52516365days640On May 6, Texas Children’s celebrated an impressive milestone – 365 days and counting with zero acute care patient denials at Texas Children’s main campus and Texas Children’s Hospital West Campus.

“I am so proud that our teams pulled together to achieve a performance record of this kind,” said Texas Children’s Executive Vice President John Nickens. “This demonstrates the value of teamwork and commitment to creating a safe environment for patient care while ensuring every child has access to our services.”

From October to March, Texas Children’s typically experiences a seasonal surge in patient volumes, and during this busy time of the year, patient census has reached historic highs – at or beyond the hospital’s 671-bed capacity – resulting in many children being denied the opportunity to receive care at Texas Children’s.

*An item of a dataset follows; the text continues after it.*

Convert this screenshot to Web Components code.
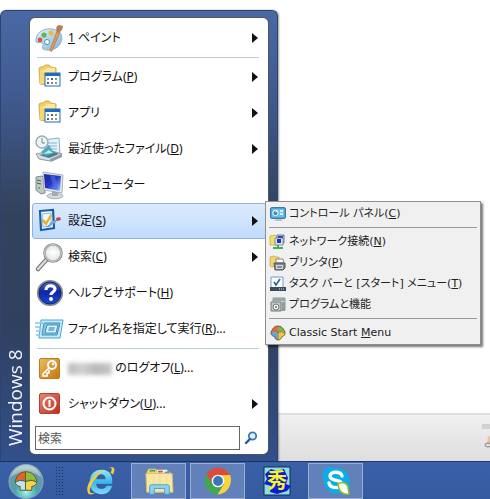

Realizing that managing real-time capacity is crucial to predicting and planning for current and future demands, teams from across the organization embraced this opportunity to optimize patient flow across the system.

Click here to watch a patient flow video at Texas Children’s.

In FY 2015, Texas Children’s leaders, physicians, nurses and clinical and nonclinical support staff began working strategically to access the organization’s previous approach to patient flow decision-making. As a result, several innovative strategies were implemented and interdisciplinary roles dedicated to patient flow were created.

“We began thinking about patient flow as a system-level issue,” said Jennifer Sanders, clinical director of Patient Flow at Texas Children’s. “For example, we no longer approached the PICUs at Main Campus and West Campus as separate units. Instead, we monitored patient flow across the system, accessing the capacity between these units and other inpatient care units when deciding on the best place to send a child for care.”

Texas Children’s also changed the way it activated census alerts. Previously, census alerts were based on color codes – green, orange and red – with “red” indicating no beds were available. These triggers were based on the percentage of bed capacity filled but did not necessarily take into account daily admissions and discharges.

“When we moved to a single census alert, we were either on capacity alert or not,” said Jackie Ward, vice president of Nursing at Texas Children’s. “If we reached a point where our capacity was being challenged, we would activate census alert in order to mitigate not having any beds available. This improved process helped us proactively manage patient flow across the acute care areas of the hospital rather than be reactive.”

Mobilizing rotating teams of operational leaders and physicians focused on patient volume every day, a “real-time demand and capacity” process was also implemented to assess patient flow at three pivotal points during the day – 9 a.m., 1 p.m. and 9 p.m. These 15-minute meetings helped leaders and staff more accurately forecast bed capacity, manage demand and capacity mismatches and resolve patient discharge barriers. The new role of chief resident of flow was also created to assist with eliminating medical barriers to discharge.

“We looked at how many patients were being admitted and discharged, the total capacity of the system, and focused on discharging patients, effectively, efficiently and with accountability,” said Dr. Michelle Lyn, medical director of Patient Flow at Texas Children’s. “We wanted to maximize team communication and we served as their support system on the back end.”

Coupled with these new processes, Texas Children’s successfully increased acute care capacity with the opening of the 10-bed Acute Care Holding Unit at West Tower in late December and the newly renovated 16-bed acute inpatient care unit at 5 North Abercrombie which opened on February 26.

“This was a huge collaborative team effort,” Sanders said. “From our administration to our nurses, providers, ancillary services, respiratory, and our facilities and environmental service teams, we worked together to ensure we deliver on our promise to make Texas Children’s the best possible place to give and receive care.”

To meet the growing number of children seeking our care in the future, Texas Children’s capacity will expand even more with the addition of Texas Children’s Hospital The Woodlands – scheduled to open in 2017 – and our inpatient critical care Tower E at main campus which is currently under construction.